§ **SHORT PROBLEM**: Without the pictures, write out all the lines below exactly as they appear.

§ **INFORMATION SUPPLIED**:
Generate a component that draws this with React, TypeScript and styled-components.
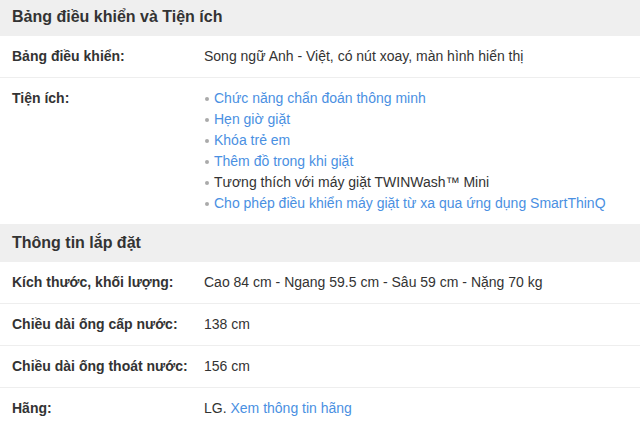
import React from 'react';
import styled, { createGlobalStyle } from 'styled-components';

const GlobalStyle = createGlobalStyle`
  body {
    margin: 0;
    background: #fff;
    font-family: 'Liberation Sans', Arial, sans-serif;
    color: #333;
  }
`;

const Wrapper = styled.div`
  margin-top: -2px;
  width: 640px;
`;

const SectionTitle = styled.h3`
  margin: 0;
  background: #efefef;
  height: 38px;
  line-height: 38px;
  padding: 0 12px;
  font-size: 16px;
  font-weight: bold;
  color: #333;
`;

const Row = styled.div<{ $last?: boolean }>`
  display: flex;
  padding: 10px 12px;
  font-size: 14px;
  line-height: 21px;
  border-bottom: ${(p) => (p.$last ? 'none' : '1px solid #eee')};
`;

const Label = styled.div`
  width: 192px;
  flex-shrink: 0;
  font-weight: bold;
`;

const Value = styled.div`
  flex: 1;
`;

const List = styled.ul`
  margin: 0;
  padding: 0;
  list-style: none;
`;

const Item = styled.li<{ $plain?: boolean }>`
  display: flex;
  align-items: center;
  color: ${(p) => (p.$plain ? '#333' : '#4a90e2')};
  &::before {
    content: '';
    width: 4px;
    height: 4px;
    border-radius: 50%;
    background: #aaa;
    margin: 1px 5px 0 1px;
  }
`;

const Link = styled.a`
  color: #4a90e2;
  text-decoration: none;
`;

const features = [
  { text: 'Chức năng chẩn đoán thông minh' },
  { text: 'Hẹn giờ giặt' },
  { text: 'Khóa trẻ em' },
  { text: 'Thêm đồ trong khi giặt' },
  { text: 'Tương thích với máy giặt TWINWash™ Mini', plain: true },
  { text: 'Cho phép điều khiển máy giặt từ xa qua ứng dụng SmartThinQ' },
];

const App = () => {
  return (
    <Wrapper>
      <GlobalStyle />
      <SectionTitle>Bảng điều khiển và Tiện ích</SectionTitle>
      <Row>
        <Label>Bảng điều khiển:</Label>
        <Value>Song ngữ Anh - Việt, có nút xoay, màn hình hiển thị</Value>
      </Row>
      <Row $last>
        <Label>Tiện ích:</Label>
        <Value>
          <List>
            {features.map((f) => (
              <Item key={f.text} $plain={f.plain}>
                {f.text}
              </Item>
            ))}
          </List>
        </Value>
      </Row>
      <SectionTitle>Thông tin lắp đặt</SectionTitle>
      <Row>
        <Label>Kích thước, khối lượng:</Label>
        <Value>Cao 84 cm - Ngang 59.5 cm - Sâu 59 cm - Nặng 70 kg</Value>
      </Row>
      <Row>
        <Label>Chiều dài ống cấp nước:</Label>
        <Value>138 cm</Value>
      </Row>
      <Row>
        <Label>Chiều dài ống thoát nước:</Label>
        <Value>156 cm</Value>
      </Row>
      <Row $last>
        <Label>Hãng:</Label>
        <Value>
          LG. <Link href="#">Xem thông tin hãng</Link>
        </Value>
      </Row>
    </Wrapper>
  );
};

export default App;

§ **FULL ANSWER**:
Generate a component that draws this with React, TypeScript and styled-components.
import React from 'react';
import styled, { createGlobalStyle } from 'styled-components';

const GlobalStyle = createGlobalStyle`
  body {
    margin: 0;
    background: #fff;
    font-family: 'Liberation Sans', Arial, sans-serif;
    color: #333;
  }
`;

const Wrapper = styled.div`
  margin-top: -2px;
  width: 640px;
`;

const SectionTitle = styled.h3`
  margin: 0;
  background: #efefef;
  height: 38px;
  line-height: 38px;
  padding: 0 12px;
  font-size: 16px;
  font-weight: bold;
  color: #333;
`;

const Row = styled.div<{ $last?: boolean }>`
  display: flex;
  padding: 10px 12px;
  font-size: 14px;
  line-height: 21px;
  border-bottom: ${(p) => (p.$last ? 'none' : '1px solid #eee')};
`;

const Label = styled.div`
  width: 192px;
  flex-shrink: 0;
  font-weight: bold;
`;

const Value = styled.div`
  flex: 1;
`;

const List = styled.ul`
  margin: 0;
  padding: 0;
  list-style: none;
`;

const Item = styled.li<{ $plain?: boolean }>`
  display: flex;
  align-items: center;
  color: ${(p) => (p.$plain ? '#333' : '#4a90e2')};
  &::before {
    content: '';
    width: 4px;
    height: 4px;
    border-radius: 50%;
    background: #aaa;
    margin: 1px 5px 0 1px;
  }
`;

const Link = styled.a`
  color: #4a90e2;
  text-decoration: none;
`;

const features = [
  { text: 'Chức năng chẩn đoán thông minh' },
  { text: 'Hẹn giờ giặt' },
  { text: 'Khóa trẻ em' },
  { text: 'Thêm đồ trong khi giặt' },
  { text: 'Tương thích với máy giặt TWINWash™ Mini', plain: true },
  { text: 'Cho phép điều khiển máy giặt từ xa qua ứng dụng SmartThinQ' },
];

const App = () => {
  return (
    <Wrapper>
      <GlobalStyle />
      <SectionTitle>Bảng điều khiển và Tiện ích</SectionTitle>
      <Row>
        <Label>Bảng điều khiển:</Label>
        <Value>Song ngữ Anh - Việt, có nút xoay, màn hình hiển thị</Value>
      </Row>
      <Row $last>
        <Label>Tiện ích:</Label>
        <Value>
          <List>
            {features.map((f) => (
              <Item key={f.text} $plain={f.plain}>
                {f.text}
              </Item>
            ))}
          </List>
        </Value>
      </Row>
      <SectionTitle>Thông tin lắp đặt</SectionTitle>
      <Row>
        <Label>Kích thước, khối lượng:</Label>
        <Value>Cao 84 cm - Ngang 59.5 cm - Sâu 59 cm - Nặng 70 kg</Value>
      </Row>
      <Row>
        <Label>Chiều dài ống cấp nước:</Label>
        <Value>138 cm</Value>
      </Row>
      <Row>
        <Label>Chiều dài ống thoát nước:</Label>
        <Value>156 cm</Value>
      </Row>
      <Row $last>
        <Label>Hãng:</Label>
        <Value>
          LG. <Link href="#">Xem thông tin hãng</Link>
        </Value>
      </Row>
    </Wrapper>
  );
};

export default App;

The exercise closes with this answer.